In a few words, Australia has priced itself out of the market with a domestic cost structure that is amongst the highest in the world, just as the price of globally-traded LNG starts to fall.

That’s why companies proposing to develop LNG projects off the WA coast are shelving plans drawn up over the past few years and casting around for cheaper options, with the current leader being floating barge technology of the sort Shell is building for its Prelude gas deposit off the Kimberley coast.

Whether Australian governments or the union movement likes it, the choice for future offshore LNG projects will be limited to extremely cost efficient proposals because of the potential for new sources of gas to steal markets in Australia’s backyard market of Asia.

What that essentially means is the rise of floating production systems that are largely built in Asia, floated to Australia where they will liquefy gas for export back to Asia, perhaps never coming within sight of the Australian coast and employing a handful of local people.

Ironically, the country responsible for creating Australia’s LNG business is the country most likely to do the most harm to the next generation of possible (but unlikely) projects; Japan.

Back in 1980 it was a series of contracts from Japanese power utilities which underpinned the finances of the original North Rankin project of Woodside and partners.

Today, it is Japan which is offering generous financing terms to gas-project developers in the U.S., including a proposal lobbed last week by Japan’s newly-elected Prime Minister, Shinzo Abe, to provide more than $10 billion in credit guarantees to fund LNG projects using surplus U.S. gas.

That financing offer was a dramatic demonstration of how the gas world has been flipped over by the shale-gas revolution which is only just arriving in Australia.

In the U.S., the use of directional drilling and rock-fracturing technology has opened up vast deposits of once trapped gas which no-one believed could be extracted but which have flooded the domestic U.S. market, driving the gas price down by more than 70 per cent to around $4 per million British thermal units.

Japan, which is the world’s biggest LNG importer, wants a share of that cheap U.S. gas and, while it will not get it for $4/mbtu, a senior economist at Japan’s Institute of Energy Economics, Akira Yanagisawa, estimates that accessing the U.S. gas market could cut Japan’s LNG bill by 10 per cent, or more than $6 billion a year.

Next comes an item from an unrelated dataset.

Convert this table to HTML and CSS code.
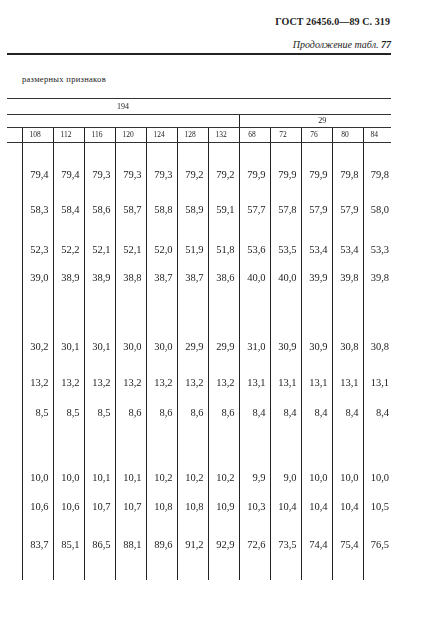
FILE: index.html
```html
<!DOCTYPE html>
<html lang="ru">
<head>
<meta charset="utf-8">
<title>ГОСТ 26456.0—89 С. 319</title>
<link rel="stylesheet" href="styles.css">
</head>
<body>
<div class="page">
  <div class="head">
    <div class="gost">ГОСТ 26456.0—89 С. 319</div>
    <div class="cont">Продолжение табл. <b>77</b></div>
  </div>
  <div class="caption">размерных признаков</div>
  <table class="data">
    <colgroup>
      <col class="c-sp">
      <col class="c-n"><col class="c-n"><col class="c-n"><col class="c-n"><col class="c-n"><col class="c-n"><col class="c-n">
      <col class="c-n"><col class="c-n"><col class="c-n"><col class="c-n"><col class="c-last">
    </colgroup>
    <tr class="ra">
      <td class="g194" colspan="8">194</td>
      <td class="blank" colspan="5"></td>
    </tr>
    <tr class="rb">
      <td class="blank" colspan="8"></td>
      <td class="g29" colspan="5">29</td>
    </tr>
    <tr class="rc">
      <td class="sp"></td>
      <td class="lab">108</td><td class="lab">112</td><td class="lab">116</td><td class="lab">120</td><td class="lab">124</td><td class="lab">128</td><td class="lab">132</td>
      <td class="lab">68</td><td class="lab">72</td><td class="lab">76</td><td class="lab">80</td><td class="lab last">84</td>
    </tr>
    <tr class="r1">
      <td class="sp"></td>
      <td>79,4</td><td>79,4</td><td>79,3</td><td>79,3</td><td>79,3</td><td>79,2</td><td>79,2</td>
      <td>79,9</td><td>79,9</td><td>79,9</td><td>79,8</td><td class="last">79,8</td>
    </tr>
    <tr class="r2">
      <td class="sp"></td>
      <td>58,3</td><td>58,4</td><td>58,6</td><td>58,7</td><td>58,8</td><td>58,9</td><td>59,1</td>
      <td>57,7</td><td>57,8</td><td>57,9</td><td>57,9</td><td class="last">58,0</td>
    </tr>
    <tr class="r3">
      <td class="sp"></td>
      <td>52,3</td><td>52,2</td><td>52,1</td><td>52,1</td><td>52,0</td><td>51,9</td><td>51,8</td>
      <td>53,6</td><td>53,5</td><td>53,4</td><td>53,4</td><td class="last">53,3</td>
    </tr>
    <tr class="r4">
      <td class="sp"></td>
      <td>39,0</td><td>38,9</td><td>38,9</td><td>38,8</td><td>38,7</td><td>38,7</td><td>38,6</td>
      <td>40,0</td><td>40,0</td><td>39,9</td><td>39,8</td><td class="last">39,8</td>
    </tr>
    <tr class="r5">
      <td class="sp"></td>
      <td>30,2</td><td>30,1</td><td>30,1</td><td>30,0</td><td>30,0</td><td>29,9</td><td>29,9</td>
      <td>31,0</td><td>30,9</td><td>30,9</td><td>30,8</td><td class="last">30,8</td>
    </tr>
    <tr class="r6">
      <td class="sp"></td>
      <td>13,2</td><td>13,2</td><td>13,2</td><td>13,2</td><td>13,2</td><td>13,2</td><td>13,2</td>
      <td>13,1</td><td>13,1</td><td>13,1</td><td>13,1</td><td class="last">13,1</td>
    </tr>
    <tr class="r7">
      <td class="sp"></td>
      <td>8,5</td><td>8,5</td><td>8,5</td><td>8,6</td><td>8,6</td><td>8,6</td><td>8,6</td>
      <td>8,4</td><td>8,4</td><td>8,4</td><td>8,4</td><td class="last">8,4</td>
    </tr>
    <tr class="r8">
      <td class="sp"></td>
      <td>10,0</td><td>10,0</td><td>10,1</td><td>10,1</td><td>10,2</td><td>10,2</td><td>10,2</td>
      <td>9,9</td><td>9,0</td><td>10,0</td><td>10,0</td><td class="last">10,0</td>
    </tr>
    <tr class="r9">
      <td class="sp"></td>
      <td>10,6</td><td>10,6</td><td>10,7</td><td>10,7</td><td>10,8</td><td>10,8</td><td>10,9</td>
      <td>10,3</td><td>10,4</td><td>10,4</td><td>10,4</td><td class="last">10,5</td>
    </tr>
    <tr class="r10">
      <td class="sp"></td>
      <td>83,7</td><td>85,1</td><td>86,5</td><td>88,1</td><td>89,6</td><td>91,2</td><td>92,9</td>
      <td>72,6</td><td>73,5</td><td>74,4</td><td>75,4</td><td class="last">76,5</td>
    </tr>
    <tr class="r11">
      <td class="sp"></td>
      <td></td><td></td><td></td><td></td><td></td><td></td><td></td>
      <td></td><td></td><td></td><td></td><td class="last"></td>
    </tr>
  </table>
</div>
</body>
</html>
```

FILE: styles.css
```css
html, body {
  margin: 0;
  padding: 0;
  background: #ffffff;
}

body {
  font-family: "Liberation Serif", "DejaVu Serif", serif;
  color: #1c1c1c;
}

.page {
  width: 384px;
  margin-left: 7px;
}

.head {
  text-align: right;
  padding-top: 15px;
  padding-bottom: 2px;
  border-bottom: 2px solid #222;
}

.gost {
  font-size: 10px;
  font-weight: bold;
  line-height: 13px;
  letter-spacing: 0.1px;
  padding-right: 1px;
}

.cont {
  font-size: 10px;
  font-style: italic;
  line-height: 13px;
  margin-top: 10px;
}

.cont b {
  font-weight: bold;
}

.caption {
  font-size: 8.5px;
  line-height: 10px;
  padding-left: 15px;
  margin-top: 19px;
  margin-bottom: 14px;
  letter-spacing: 0.3px;
}

.data {
  border-collapse: collapse;
  table-layout: fixed;
  width: 384px;
  border-top: 1px solid #333;
  will-change: transform;
}

.c-sp { width: 15px; }
.c-n { width: 31px; }
.c-last { width: 28px; }

.data td {
  padding: 0 4px 0 0;
  border-left: 1px solid #222;
  text-align: right;
  vertical-align: bottom;
  font-size: 10.5px;
  line-height: 12px;
  white-space: nowrap;
  overflow: visible;
}

.data td.sp {
  border-left: none;
}

.data td.last {
  padding-right: 2px;
}

.ra td {
  height: 15px;
  border-left: none;
  border-bottom: 1px solid #333;
  vertical-align: middle;
}

.ra td.g194 {
  text-align: center;
  font-size: 8px;
  padding: 0;
}

.rb td {
  height: 12px;
  border-left: none;
  border-bottom: 1px solid #333;
  vertical-align: middle;
}

.rb td.g29 {
  border-left: 1px solid #222;
  text-align: center;
  font-size: 8px;
  padding: 0 0 0 14px;
}

.rc td {
  height: 14px;
  border-bottom: 1px solid #333;
  vertical-align: middle;
}

.rc td.lab {
  text-align: center;
  font-size: 7.5px;
  padding: 0 5px 0 0;
}

.rc td.lab.last {
  padding-right: 6px;
}

.r1 td { height: 38px; }
.r2 td { height: 35px; }
.r3 td { height: 40px; }
.r4 td { height: 28px; }
.r5 td { height: 69px; }
.r6 td { height: 36px; }
.r7 td { height: 30px; }
.r8 td { height: 65px; }
.r9 td { height: 29px; }
.r10 td { height: 38px; }
.r11 td { height: 29px; }
```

Abe’s offer of credit guarantees is just one of many recent developments in the fast-moving gas world which is putting pressure of all Australian LNG projects, forcing the companies behind those projects to pause and consider whether Australia is still an attractive investment destination.

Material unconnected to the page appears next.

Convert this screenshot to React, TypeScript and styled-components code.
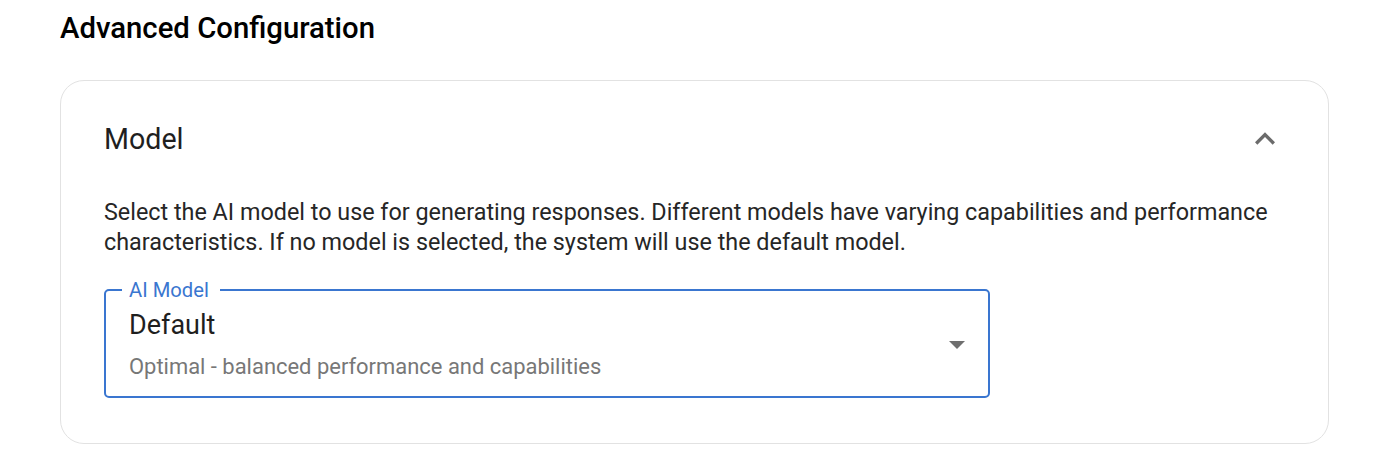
import React from "react";
import styled, { createGlobalStyle } from "styled-components";

const Global = createGlobalStyle`
  html, body { margin: 0; padding: 0; background: #ffffff; }
  body { font-family: Roboto, "Noto Sans", Arial, sans-serif; color: rgba(0,0,0,0.87); }
  * { box-sizing: border-box; }
`;

const Page = styled.div`
  padding: 10px 63px 0 60px;
`;

const Title = styled.h2`
  margin: 0;
  font-size: 29.3px;
  font-weight: 500;
  line-height: 36px;
  color: #000;
`;

const Card = styled.section`
  margin-top: 34px;
  border: 1px solid #e2e2e2;
  border-radius: 24px;
  padding: 0 43px 45px 43px;
  background: #fff;
`;

const Header = styled.div`
  height: 116px;
  display: flex;
  align-items: center;
  justify-content: space-between;
`;

const HeaderTitle = styled.div`
  font-size: 28.6px;
  font-weight: 400;
  color: #1f1f1f;
`;

const ChevronBtn = styled.button`
  border: 0;
  background: transparent;
  padding: 0;
  width: 40px;
  height: 40px;
  display: flex;
  align-items: center;
  justify-content: center;
  color: #6b6b6b;
`;

const Description = styled.p`
  margin: 0;
  font-size: 23.35px;
  line-height: 30px;
  color: #262626;
`;

const Field = styled.fieldset`
  margin: 24px 0 0 0;
  width: 886px;
  border: 2.5px solid #3a76d0;
  border-radius: 5px;
  padding: 0 50px 16px 23px;
  position: relative;
  display: flex;
  flex-direction: column;
`;

const Legend = styled.legend`
  padding: 0 11px 0 7px;
  margin-left: -7px;
  font-size: 20.2px;
  line-height: 18px;
  color: #3a76d0;
`;

const Value = styled.div`
  font-size: 27px;
  line-height: 32px;
  color: #1f1f1f;
  margin-top: 10px;
`;

const Sub = styled.div`
  margin-top: 13px;
  font-size: 21.95px;
  line-height: 26px;
  color: #777;
`;

const Arrow = styled.span`
  position: absolute;
  right: 23px;
  top: 42px;
  width: 0;
  height: 0;
  border-left: 8px solid transparent;
  border-right: 8px solid transparent;
  border-top: 8px solid #6f6f6f;
`;

export default function App() {
  return (
    <>
      <Global />
      <Page>
        <Title>Advanced Configuration</Title>
        <Card>
          <Header>
            <HeaderTitle>Model</HeaderTitle>
            <ChevronBtn aria-label="collapse">
              <svg width="40" height="40" viewBox="0 0 24 24">
                <path d="M7.41 15.41 12 10.83l4.59 4.58L18 14l-6-6-6 6z" fill="currentColor" />
              </svg>
            </ChevronBtn>
          </Header>
          <Description>
            Select the AI model to use for generating responses. Different models have varying capabilities and performance characteristics. If no model is selected, the system will use the default model.
          </Description>
          <Field>
            <Legend>AI Model</Legend>
            <Value>Default</Value>
            <Sub>Optimal - balanced performance and capabilities</Sub>
            <Arrow />
          </Field>
        </Card>
      </Page>
    </>
  );
}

Another development which underlines the point about all Australian LNG projects being under pressure (including the coal-seam gas projects in Queensland) is a demand from LNG customers that the gas-pricing mechanism be changed.

Rather than price LNG in comparison to a basket of crude oils, the basis on which all current LNG contracts are structured, the future will see LNG priced in comparison with other sources of gas.

Of particular concern to Australia is a suggestion from Asian LNG buyers that the new benchmark be the U.S. standard known as the Henry Hub price and named after a gas distribution centre in the state of Louisiana.

That suggestion, which is an opening shot in a marketing game that the Japanese love to play, will not work because of the vast differences between the U.S. and Asian energy markets.

But, it is a warning that gas buyers in Asia can see a way in which they can drive down the price they pay for LNG in the future and unless Australia can be competitive there will be no new LNG developments, onshore or offshore.